**Your instructions**. Find the word "page" in the records below. List each line containing it.
Start Input material
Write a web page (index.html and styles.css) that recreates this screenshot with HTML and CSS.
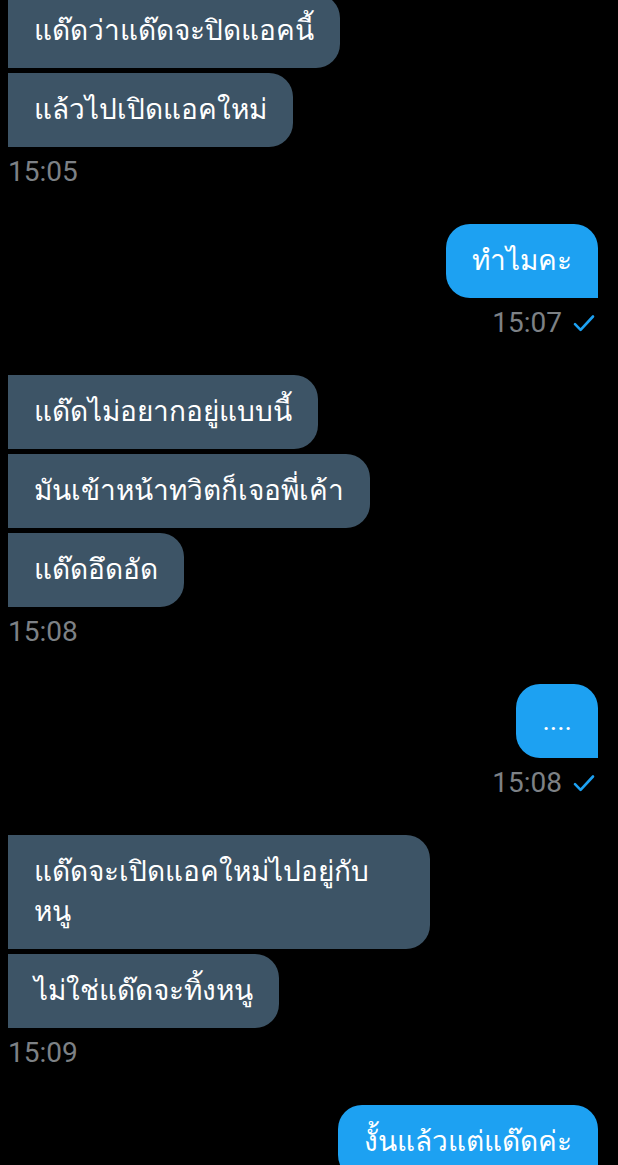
FILE: index.html
```html
<!DOCTYPE html>
<html lang="th">
    <head>
        <meta charset="UTF-8">
        <meta name="viewport" content="width=device-width, initial-scale=1.0">
        <title>Messages</title>
        <link rel="stylesheet" href="styles.css">
    </head>
    <body>
        <main id="chat">
            <section class="group in first">
                <div class="bubble">แด๊ดว่าแด๊ดจะปิดแอคนี้</div>
                <div class="bubble">แล้วไปเปิดแอคใหม่</div>
                <div class="time">15:05</div>
            </section>

            <section class="group out">
                <div class="bubble">ทำไมคะ</div>
                <div class="time">15:07
                    <svg class="tick" viewBox="0 0 24 24" width="24" height="24"><path d="M3 13.2l5.6 5.6L21 5.5"/></svg>
                </div>
            </section>

            <section class="group in">
                <div class="bubble">แด๊ดไม่อยากอยู่แบบนี้</div>
                <div class="bubble">มันเข้าหน้าทวิตก็เจอพี่เค้า</div>
                <div class="bubble">แด๊ดอึดอัด</div>
                <div class="time">15:08</div>
            </section>

            <section class="group out">
                <div class="bubble">....</div>
                <div class="time">15:08
                    <svg class="tick" viewBox="0 0 24 24" width="24" height="24"><path d="M3 13.2l5.6 5.6L21 5.5"/></svg>
                </div>
            </section>

            <section class="group in">
                <div class="bubble">แด๊ดจะเปิดแอคใหม่ไปอยู่กับหนู</div>
                <div class="bubble">ไม่ใช่แด๊ดจะทิ้งหนู</div>
                <div class="time">15:09</div>
            </section>

            <section class="group out">
                <div class="bubble">งั้นแล้วแต่แด๊ดค่ะ</div>
            </section>
        </main>
    </body>
</html>
```

FILE: styles.css
```css
:root{
    --incoming:#3d5466;
    --outgoing:#1da1f2;
    --muted:#7d8185;
    --white:#ffffff;
}
*,*::before,*::after{
    padding: 0;
    margin: 0;
    box-sizing: border-box;
}
html,body{
    background-color: #000;
}
body{
    font-family: Roboto, "Noto Sans", "DejaVu Sans", sans-serif;
    color: var(--white);
    overflow: hidden;
    height: 1165px;
}
#chat{
    display: flex;
    flex-direction: column;
    gap: 36px;
    padding: 0 20px 0 8px;
}
.group{
    display: flex;
    flex-direction: column;
    gap: 5px;
}
.group.first{
    margin-top: -6px;
}
.group.in{
    align-items: flex-start;
}
.group.out{
    align-items: flex-end;
}
.bubble{
    max-width: 422px;
    padding: 17px 26px;
    font-size: 28px;
    line-height: 40px;
    border-radius: 24px;
}
.in .bubble{
    background-color: var(--incoming);
    border-top-left-radius: 0;
    border-bottom-left-radius: 0;
}
.out .bubble{
    background-color: var(--outgoing);
    border-bottom-right-radius: 0;
}
.time{
    display: flex;
    align-items: center;
    gap: 10px;
    margin-top: 4px;
    font-size: 28px;
    line-height: 32px;
    color: var(--muted);
}
.out .time{
    padding-right: 2px;
}
.tick{
    fill: none;
    stroke: var(--outgoing);
    stroke-width: 2.6;
    stroke-linecap: round;
    stroke-linejoin: round;
}
```
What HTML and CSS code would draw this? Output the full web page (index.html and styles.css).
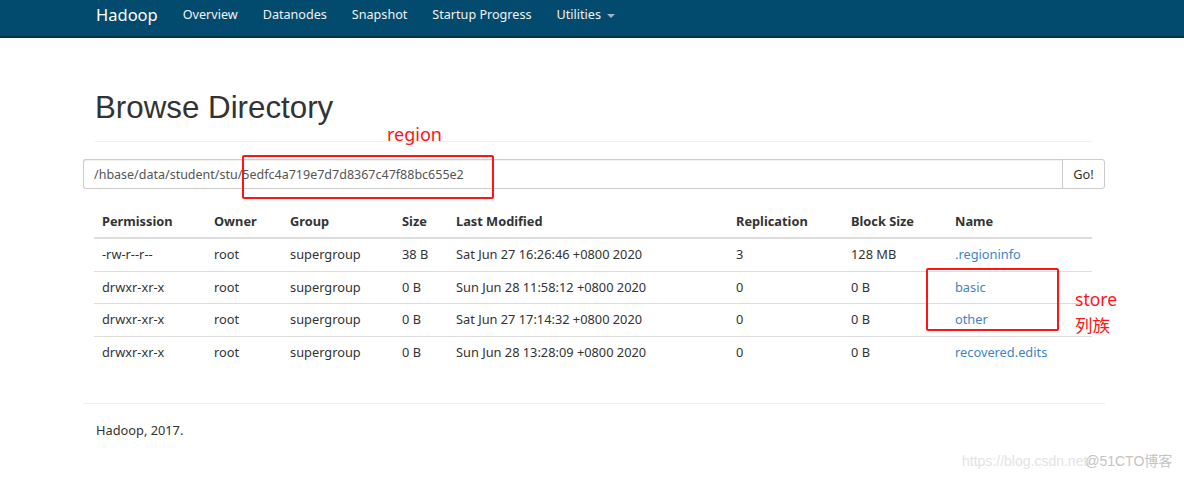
End Input material
**Correct result**.
Write a web page (index.html and styles.css) that recreates this screenshot with HTML and CSS.
What HTML and CSS code would draw this? Output the full web page (index.html and styles.css).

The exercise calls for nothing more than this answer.